Friday, June 8, 2012

Warren Buffett Calls for Lower Spending, Taxes than Obama | CNSNews.com

Warren Buffett Calls for Lower Spending, Taxes than Obama | CNSNews.com


Warren Buffett Calls for Lower Spending, Taxes than Obama


Obama Buffett Rule
FILE - In this Feb. 15, 2010, file photo President Barack Obama congratulates Warren Buffett after presenting him with a 2010 Presidential Medal of Freedom in an East Room ceremony at the White House in Washington. In his weekly radio and internet address Saturday April 14, 2012, Obama urged Americans to ask their member of Congress to support the "Buffett Rule," named after the billionaire investor who says he pays a lower tax rate than his secretary. Obama says the nation can't afford to keep giving tax cuts to the wealthiest, "who don't need them and didn't even ask for them." (AP Photo/Carolyn Kaster)
(CNSNews.com) – Billionaire investor Warren Buffett said that the solution to the country’s long-term budget crisis was to return the federal government to its historic levels of spending and taxation – departing from what President Obama calls for in his most recent budget.
“I think I would do what everybody in this room would do,” Buffett said at the Economic Club of Washington’s 25th Anniversary Dinner Tuesday when asked how he would solve the country’s fiscal problems.
“If you asked everybody here how much the federal government should be raising annually in aggregate over the next 10 years, the answer would come in somewhere between 18.5 and 19.5 percent [of GDP] – which is close to what’s been the situation since World War II.”
Buffett said federal spending should come down drastically from its 2012 level of 24.3 percent of GDP.
“If you asked how much the government should be spending, it’d probably come in at 20.5 or 21.5 percent.
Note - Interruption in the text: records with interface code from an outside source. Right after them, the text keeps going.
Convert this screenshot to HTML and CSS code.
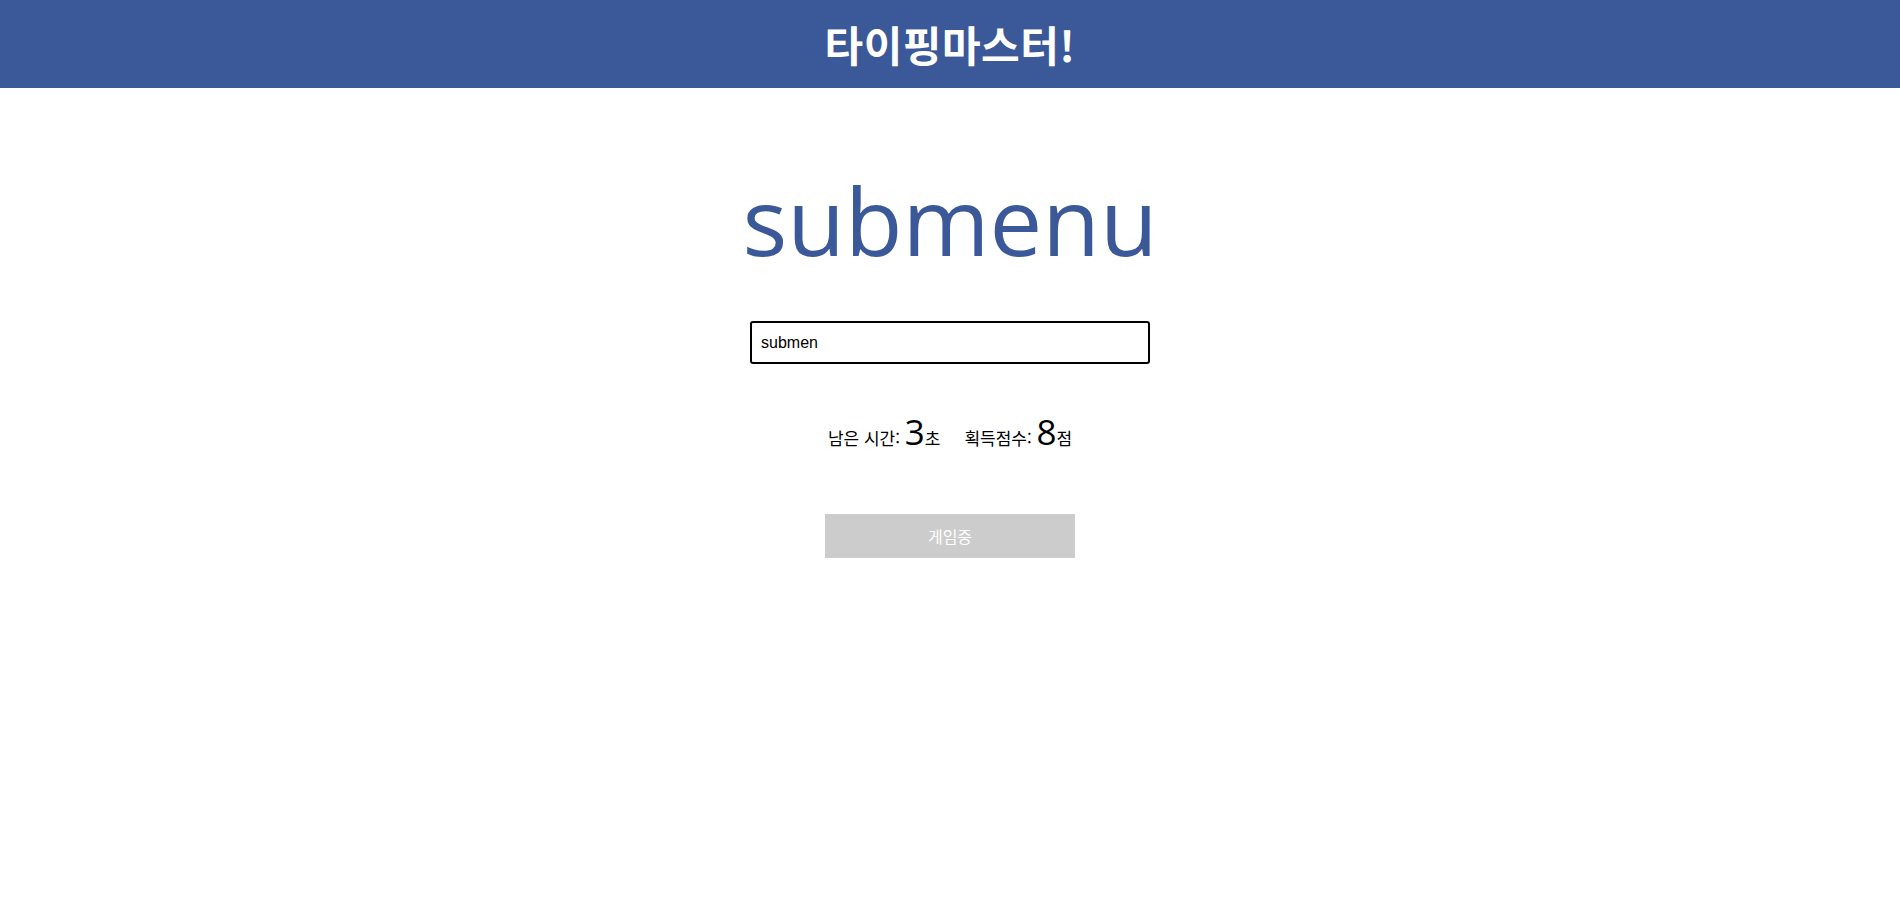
FILE: index.html
```html
<!DOCTYPE html>
<html lang="ko">
<head>
<meta charset="utf-8">
<title>타이핑마스터!</title>
<link rel="stylesheet" href="styles.css">
</head>
<body>
<header class="header">
  <h1 class="header-title">타이핑마스터!</h1>
</header>
<main class="game">
  <div class="word">submenu</div>
  <input class="word-input" type="text" value="submen" autofocus>
  <div class="info">
    <span class="info-item">남은 시간: <span class="big">3</span>초</span>
    <span class="info-item">획득점수: <span class="big">8</span>점</span>
  </div>
  <button class="button">게임중</button>
</main>
</body>
</html>
```

FILE: styles.css
```css
html, body {
  margin: 0;
  padding: 0;
}
body {
  font-family: "Noto Sans CJK KR", "Noto Sans", sans-serif;
  background: #fff;
  height: 905px;
  overflow: hidden;
}
.header {
  background: #3b5998;
  height: 88px;
  display: flex;
  align-items: center;
  justify-content: center;
}
.header-title {
  margin: 0;
  color: #fff;
  font-size: 42px;
  font-weight: 700;
  line-height: 1;
  letter-spacing: 0.5px;
}
.game {
  display: flex;
  flex-direction: column;
  align-items: center;
}
.word {
  margin-top: 68px;
  color: #3b5998;
  font-family: "Open Sans", "Noto Sans", sans-serif;
  font-size: 94px;
  line-height: 128px;
}
.word-input {
  margin-top: 37px;
  box-sizing: border-box;
  width: 400px;
  height: 43px;
  padding: 0 9px;
  border: 2px solid #000;
  border-radius: 3px;
  font-family: "Liberation Sans", Arial, sans-serif;
  font-size: 16px;
  color: #000;
  caret-color: #000;
  outline: none;
}
.info {
  margin-top: 50px;
  display: flex;
  gap: 24px;
  font-size: 17px;
  color: #000;
  align-items: baseline;
}
.big {
  font-family: "Open Sans", "Noto Sans", sans-serif;
  font-size: 35px;
  line-height: 1;
}
.button {
  margin-top: 64px;
  width: 250px;
  height: 44px;
  border: none;
  background: #ccc;
  color: #fff;
  font-family: "Noto Sans CJK KR", sans-serif;
  font-size: 16px;
}
```
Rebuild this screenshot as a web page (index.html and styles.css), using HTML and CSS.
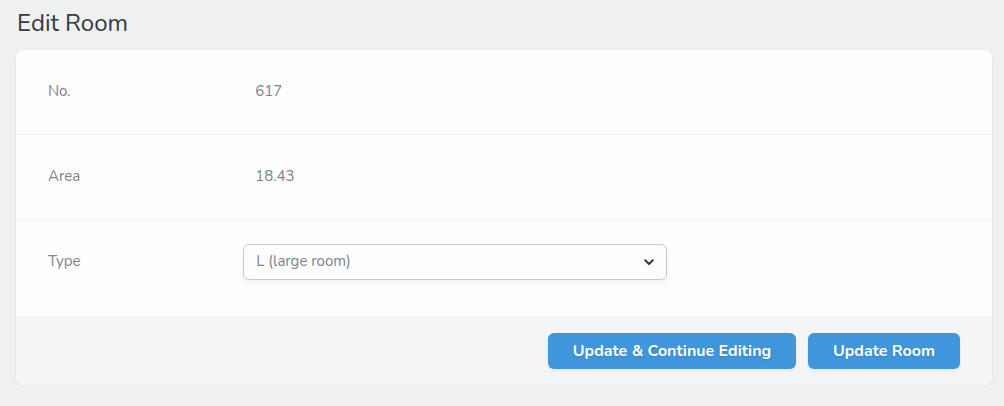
FILE: index.html
```html
<!DOCTYPE html>
<html>
<head>
<meta charset="utf-8">
<link rel="stylesheet" href="styles.css">
</head>
<body>
<main class="page">
  <h1 class="title">Edit Room</h1>
  <div class="card">
    <div class="row">
      <div class="label">No.</div>
      <div class="field"><div class="value">617</div></div>
    </div>
    <div class="row">
      <div class="label">Area</div>
      <div class="field"><div class="value">18.43</div></div>
    </div>
    <div class="row row-last">
      <div class="label">Type</div>
      <div class="field">
        <div class="select">
          <span>L (large room)</span>
          <svg class="chev" width="10" height="7" viewBox="0 0 10 7"><path d="M1.2 1.3 L5 5 L8.8 1.3" fill="none" stroke="#35393c" stroke-width="2" stroke-linecap="round" stroke-linejoin="round"/></svg>
        </div>
      </div>
    </div>
    <div class="footer">
      <button class="btn btn-wide">Update &amp; Continue Editing</button>
      <button class="btn btn-narrow">Update Room</button>
    </div>
  </div>
</main>
</body>
</html>
```
FILE: styles.css
```css
html, body {
  margin: 0;
  padding: 0;
  background: #eff0f0;
  font-family: "Nunito", "Lato", "Noto Sans", sans-serif;
}
.page {
  padding: 9px 12px 0 16px;
}
.title {
  margin: 0 0 12px 1px;
  font-size: 24px;
  font-weight: 400;
  line-height: 29px;
  color: #353a40;
}
.card {
  background: #fdfdfd;
  border-radius: 8px;
  box-shadow: 0 2px 4px rgba(0,0,0,0.06);
  overflow: hidden;
}
.row {
  display: flex;
  border-bottom: 1px solid #eff1f3;
  height: 84px;
  align-items: flex-start;
}
.row-last {
  height: 96px;
}
.label {
  width: 20%;
  box-sizing: border-box;
  padding: 24px 32px;
  line-height: 34px;
  font-size: 15px;
  color: #7c848c;
}
.field {
  width: 50%;
  box-sizing: border-box;
  padding: 24px 32px;
}
.value {
  height: 36px;
  line-height: 34px;
  padding: 0 12px;
  font-size: 15px;
  color: #7c848c;
}
.select {
  height: 36px;
  box-sizing: border-box;
  border: 1px solid #c0ccd6;
  border-radius: 6px;
  box-shadow: 0 2px 4px rgba(0,0,0,0.06);
  display: flex;
  align-items: center;
  justify-content: space-between;
  padding: 0 12px 0 12px;
  font-size: 15px;
  color: #7c848c;
  background: #fdfdfd;
}
.select span { position: relative; top: -1px; }
.chev { display: block; }
.footer {
  background: #f4f5f7;
  display: flex;
  justify-content: flex-end;
  gap: 12px;
  padding: 16px 32px;
}
.btn {
  height: 36px;
  border: none;
  border-radius: 6px;
  background: #4096da;
  color: #ffffff;
  font-family: inherit;
  font-weight: 700;
  font-size: 16px;
  text-shadow: 0 1px 2px rgba(0,0,0,0.12);
  box-shadow: 0 2px 4px rgba(0,0,0,0.06);
  padding: 0;
}
.btn-wide { width: 248px; }
.btn-narrow { width: 152px; }
```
You can have a two-percentage point deficit relative to GDP and the debt-to-GDP [ratio] will not grow.”
Buffett’s spending prescription is lower than what President Obama has proposed in his 2013 budget. Obama proposes to spend 22.5 percent of GDP per year over the next decade, running an average annual deficit of 3.3 percent of GDP.
Buffett also said he would enact something like the Simpson-Bowles plan of higher revenues, lower spending, and entitlement reforms.
“I would take the plan that 90 percent of the people here would come up with to get to that 19 percent of revenue and 21 percent [spending]. It can be Simpson-Bowles [or] it could be a bunch of different things and no one is going to agree 100 percent on every point.
“I think we do agree on the fact that we probably should be raising 18.5 to 19 percent [of GDP] and we should be spending 21 percent or thereabouts and that means getting more from taxes and it means cutting expenditures.”
President Obama – who created the Simpson-Bowles commission – famously rejected its findings in December 2010, choosing instead to offer his own budget that merely locked in the record spending levels that have characterized his first term.
Buffett’s tax proposal – that government return to its post-war average of 18.5-19.5 percent of GDP is also outside of what Obama has proposed. In his 2013 budget, Obama calls for tax rates in that range for only the first six years of the normal 10-year budget window. After 2019, Obama projects taxes will rise to 19.7 percent of GDP, eventually reaching 20.1 percent in 2022.
Further, the long-term projections included in that budget – which are long-term projections of the effects of Obama’s 2013 policies – show taxes locked in at 20 percent of GDP. Revenues of 20 percent of GDP would be historically high given that government has only taken 20 percent or more of the economy once since 1945 – in 2000 when revenues were 20.6 percent of GDP.
Buffett said that whatever politicians tried to do, the American system would continue to prosper. Sounding a resolutely optimistic tone, he said that the American system of government and economics had been working since 1776 and would continue to work well into the future.
“We’re not smarter than the people in 1930,” Buffett said, referring to those that suffered through the Great Depression. “We don’t work harder than the people in 1930. We just have a system that works and it’s been working since 1776 and it’s going to keep working.”